L’accord politique obtenu représente certes un progrès considérable sur la voie de la responsabilité des entreprises, mais il ne va pas assez loin à bien des égards : il laisse de côté une grande partie du secteur financier, ne s’applique qu’aux très grandes entreprises et s’il prévoit bien une responsabilité civile, il ne renverse toutefois pas la charge de la preuve, ce qui rend difficile l’accès à la justice pour les victimes d’abus de la part des entreprises.
La proposition initiale de la Commission européenne et l’accord général du Conseil de l’UE ouvrent la porte à un transfert de la responsabilité et des coûts associés vers la chaîne d’approvisionnement. Cela aurait entraîné des effets contre-productifs de la loi, car les productrices-trices seraient encore plus vulnérables. En améliorant certains éléments importants tels que la participation effective des parties prenantes, un engagement et un devoir de responsabilité vis-à-vis des pratiques d’achat, l’accord final a fait quelques pas dans la bonne direction pour faire face à ce problème. Il est également nécessaire que le droit à un revenu décent et à un salaire décent soit reconnu par la loi.
Cependant, ce n’est encore qu’un début. Chaque État membre de l’UE devra mettre en œuvre la directive, ce qui représente une énorme opportunité de combler les lacunes de la directive et d’assurer sa compatibilité avec les Principes directeurs des Nations unies relatifs aux entreprises et aux droits humains.
Les prochaines étapes essentielles
Un guide est indispensable pour une mise en œuvre efficace. La directive charge la Commission d’élaborer des lignes directrices sur différents aspects du devoir de diligence. Nous estimons que celles-ci doivent être élaborées par consensus et sur la base des lignes directrices de l’OCDE sur le devoir de diligence, y compris ses lignes directrices sectorielles.

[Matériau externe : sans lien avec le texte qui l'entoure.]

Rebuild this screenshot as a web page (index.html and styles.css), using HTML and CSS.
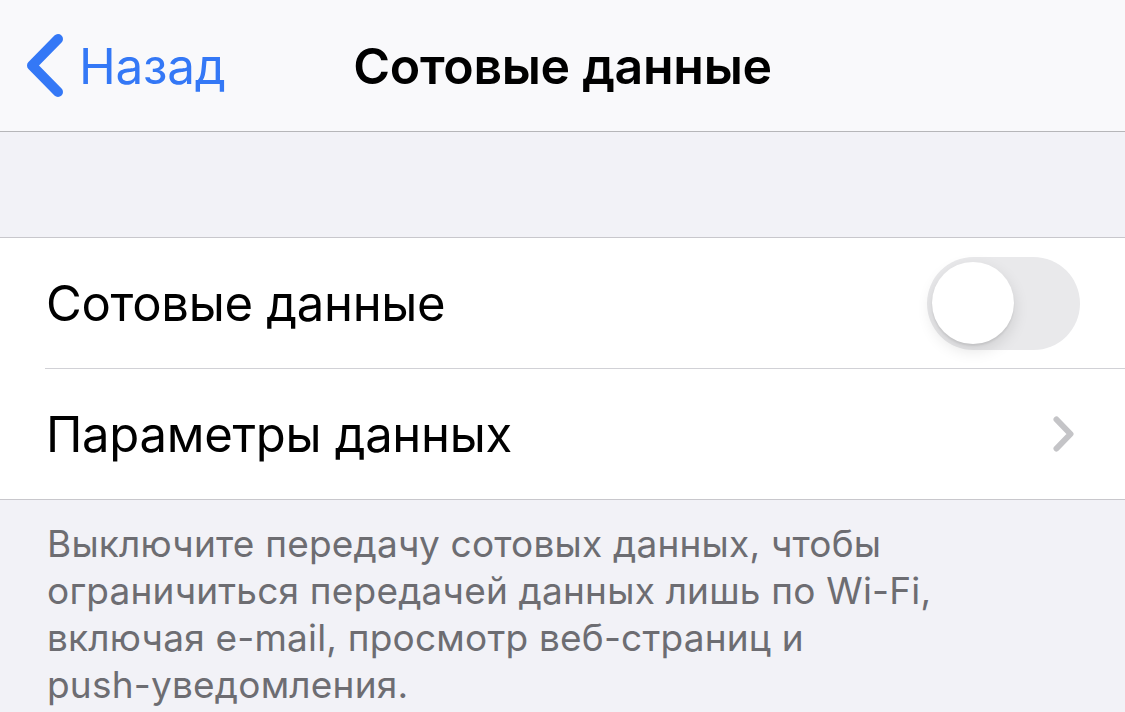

Les lignes directrices devraient apporter des éclaircissements sur une participation effective des parties prenantes, un engagement assumé, des pratiques d’achat équitables et des stratégies efficaces pour parvenir à un revenu et à un salaire décents. Dans ces lignes directrices, la Commission devrait également souligner que les contrats ne sont qu’un des instruments du devoir de diligence d’une entreprise. Au lieu des exigences traditionnelles descendantes, ces contrats devraient être élaborés en coopération et en dialogue entre les acheteurs et les fournisseurs, qui partagent la responsabilité du respect des droits humains et de l’environnement.
Les mesures d’accompagnement sont d’une importance capitale. L’UE et ses États membres doivent accorder la priorité à la fourniture d’un soutien financier et technique aux bénéficiaires et à leurs organisations représentatives, aux acteurs économiques particulièrement vulnérables dans les chaînes de valeur mondiales (y compris les petit-e-s agriculteurs-trices et artisan-e-s) et aux pays partenaires de l’UE. Les délégations de l’UE dans les pays partenaires jouent un rôle central à cet égard, en faisant office de points de contact et d’organismes de soutien.
Enfin, une mise en œuvre ambitieuse par les entreprises est nécessaire. Les entreprises doivent se montrer proactives dans la mise en place de processus de diligence raisonnable impliquant un dialogue ouvert avec les fournisseurs et les autres parties prenantes, faire de réels efforts pour combler les lacunes existantes en matière de salaires et de revenus décents et examiner de manière critique leurs modèles d’entreprise et leurs pratiques d’achat. En bref, les entreprises doivent commencer à assumer leur part de responsabilité et ne pas répercuter les coûts de la gestion des risques sur leurs fournisseurs.
Cette décision est un signal important en faveur de la responsabilité des entreprises et de pratiques commerciales responsables. Nous appelons maintenant l’UE, les États membres et les entreprises à profiter de cette dynamique et à promouvoir les changements nécessaires à la protection des droits humains et de l’environnement dans le monde entier.